+++ AVAILABLE DATA

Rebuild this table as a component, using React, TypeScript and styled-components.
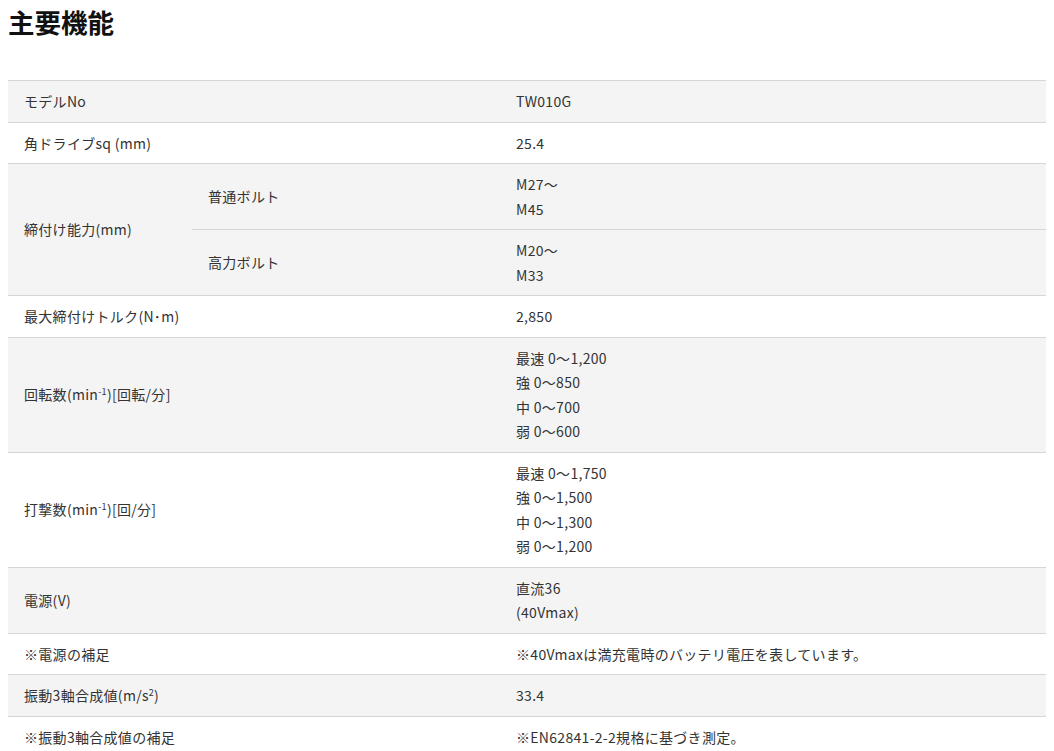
import React from "react";
import styled, { createGlobalStyle } from "styled-components";

const Global = createGlobalStyle`
  html, body { background: #fff; }
  body {
    margin: 8px;
    font-family: "Noto Sans CJK JP", "Noto Sans", sans-serif;
    color: #333;
  }
`;

const Title = styled.h2`
  margin: 0 0 44px;
  font-size: 26.5px;
  line-height: 28px;
  font-weight: 700;
  color: #111;
`;

const Table = styled.table`
  width: 100%;
  border-collapse: collapse;
  table-layout: fixed;
  font-size: 14px;
  line-height: 24.5px;
  letter-spacing: 0.3px;
`;

const Row = styled.tr<{ $shade?: boolean }>`
  background: ${(p) => (p.$shade ? "#f4f4f4" : "#fff")};
`;

const Cell = styled.td`
  padding: 8px 16px;
  border-top: 1px solid #d6d6d6;
  vertical-align: middle;
  text-align: left;
  font-weight: 400;
`;

const Line = styled.div``;

const Sup = styled.sup`
  font-size: 9px;
  line-height: 0;
  vertical-align: 5px;
`;

type Spec = {
  label: React.ReactNode;
  values: string[];
};

const rows: Spec[] = [
  { label: "モデルNo", values: ["TW010G"] },
  { label: "角ドライブsq (mm)", values: ["25.4"] },
];

const rows2: Spec[] = [
  { label: "最大締付けトルク(N･m)", values: ["2,850"] },
  {
    label: (
      <>
        回転数(min<Sup>-1</Sup>)[回転/分]
      </>
    ),
    values: ["最速 0〜1,200", "強 0〜850", "中 0〜700", "弱 0〜600"],
  },
  {
    label: (
      <>
        打撃数(min<Sup>-1</Sup>)[回/分]
      </>
    ),
    values: ["最速 0〜1,750", "強 0〜1,500", "中 0〜1,300", "弱 0〜1,200"],
  },
  { label: "電源(V)", values: ["直流36", "(40Vmax)"] },
  { label: "※電源の補足", values: ["※40Vmaxは満充電時のバッテリ電圧を表しています。"] },
  {
    label: (
      <>
        振動3軸合成値(m/s<Sup>2</Sup>)
      </>
    ),
    values: ["33.4"],
  },
  { label: "※振動3軸合成値の補足", values: ["※EN62841-2-2規格に基づき測定。"] },
];

const Values = ({ values }: { values: string[] }) => (
  <>
    {values.map((v, i) => (
      <Line key={i}>{v}</Line>
    ))}
  </>
);

export default function App() {
  return (
    <>
      <Global />
      <Title>主要機能</Title>
      <Table>
        <colgroup>
          <col style={{ width: 184 }} />
          <col style={{ width: 308 }} />
          <col />
        </colgroup>
        <tbody>
          {rows.map((r, i) => (
            <Row key={i} $shade={i % 2 === 0}>
              <Cell colSpan={2}>{r.label}</Cell>
              <Cell>
                <Values values={r.values} />
              </Cell>
            </Row>
          ))}
          <Row $shade>
            <Cell rowSpan={2}>締付け能力(mm)</Cell>
            <Cell>普通ボルト</Cell>
            <Cell>
              <Values values={["M27〜", "M45"]} />
            </Cell>
          </Row>
          <Row $shade>
            <Cell>高力ボルト</Cell>
            <Cell>
              <Values values={["M20〜", "M33"]} />
            </Cell>
          </Row>
          {rows2.map((r, i) => (
            <Row key={i} $shade={i % 2 === 1}>
              <Cell colSpan={2}>{r.label}</Cell>
              <Cell>
                <Values values={r.values} />
              </Cell>
            </Row>
          ))}
        </tbody>
      </Table>
    </>
  );
}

++++++

→ TASK BRIEF
Leave every image out, and retype the material exactly.

→ FULL SOLUTION
Rebuild this table as a component, using React, TypeScript and styled-components.
import React from "react";
import styled, { createGlobalStyle } from "styled-components";

const Global = createGlobalStyle`
  html, body { background: #fff; }
  body {
    margin: 8px;
    font-family: "Noto Sans CJK JP", "Noto Sans", sans-serif;
    color: #333;
  }
`;

const Title = styled.h2`
  margin: 0 0 44px;
  font-size: 26.5px;
  line-height: 28px;
  font-weight: 700;
  color: #111;
`;

const Table = styled.table`
  width: 100%;
  border-collapse: collapse;
  table-layout: fixed;
  font-size: 14px;
  line-height: 24.5px;
  letter-spacing: 0.3px;
`;

const Row = styled.tr<{ $shade?: boolean }>`
  background: ${(p) => (p.$shade ? "#f4f4f4" : "#fff")};
`;

const Cell = styled.td`
  padding: 8px 16px;
  border-top: 1px solid #d6d6d6;
  vertical-align: middle;
  text-align: left;
  font-weight: 400;
`;

const Line = styled.div``;

const Sup = styled.sup`
  font-size: 9px;
  line-height: 0;
  vertical-align: 5px;
`;

type Spec = {
  label: React.ReactNode;
  values: string[];
};

const rows: Spec[] = [
  { label: "モデルNo", values: ["TW010G"] },
  { label: "角ドライブsq (mm)", values: ["25.4"] },
];

const rows2: Spec[] = [
  { label: "最大締付けトルク(N･m)", values: ["2,850"] },
  {
    label: (
      <>
        回転数(min<Sup>-1</Sup>)[回転/分]
      </>
    ),
    values: ["最速 0〜1,200", "強 0〜850", "中 0〜700", "弱 0〜600"],
  },
  {
    label: (
      <>
        打撃数(min<Sup>-1</Sup>)[回/分]
      </>
    ),
    values: ["最速 0〜1,750", "強 0〜1,500", "中 0〜1,300", "弱 0〜1,200"],
  },
  { label: "電源(V)", values: ["直流36", "(40Vmax)"] },
  { label: "※電源の補足", values: ["※40Vmaxは満充電時のバッテリ電圧を表しています。"] },
  {
    label: (
      <>
        振動3軸合成値(m/s<Sup>2</Sup>)
      </>
    ),
    values: ["33.4"],
  },
  { label: "※振動3軸合成値の補足", values: ["※EN62841-2-2規格に基づき測定。"] },
];

const Values = ({ values }: { values: string[] }) => (
  <>
    {values.map((v, i) => (
      <Line key={i}>{v}</Line>
    ))}
  </>
);

export default function App() {
  return (
    <>
      <Global />
      <Title>主要機能</Title>
      <Table>
        <colgroup>
          <col style={{ width: 184 }} />
          <col style={{ width: 308 }} />
          <col />
        </colgroup>
        <tbody>
          {rows.map((r, i) => (
            <Row key={i} $shade={i % 2 === 0}>
              <Cell colSpan={2}>{r.label}</Cell>
              <Cell>
                <Values values={r.values} />
              </Cell>
            </Row>
          ))}
          <Row $shade>
            <Cell rowSpan={2}>締付け能力(mm)</Cell>
            <Cell>普通ボルト</Cell>
            <Cell>
              <Values values={["M27〜", "M45"]} />
            </Cell>
          </Row>
          <Row $shade>
            <Cell>高力ボルト</Cell>
            <Cell>
              <Values values={["M20〜", "M33"]} />
            </Cell>
          </Row>
          {rows2.map((r, i) => (
            <Row key={i} $shade={i % 2 === 1}>
              <Cell colSpan={2}>{r.label}</Cell>
              <Cell>
                <Values values={r.values} />
              </Cell>
            </Row>
          ))}
        </tbody>
      </Table>
    </>
  );
}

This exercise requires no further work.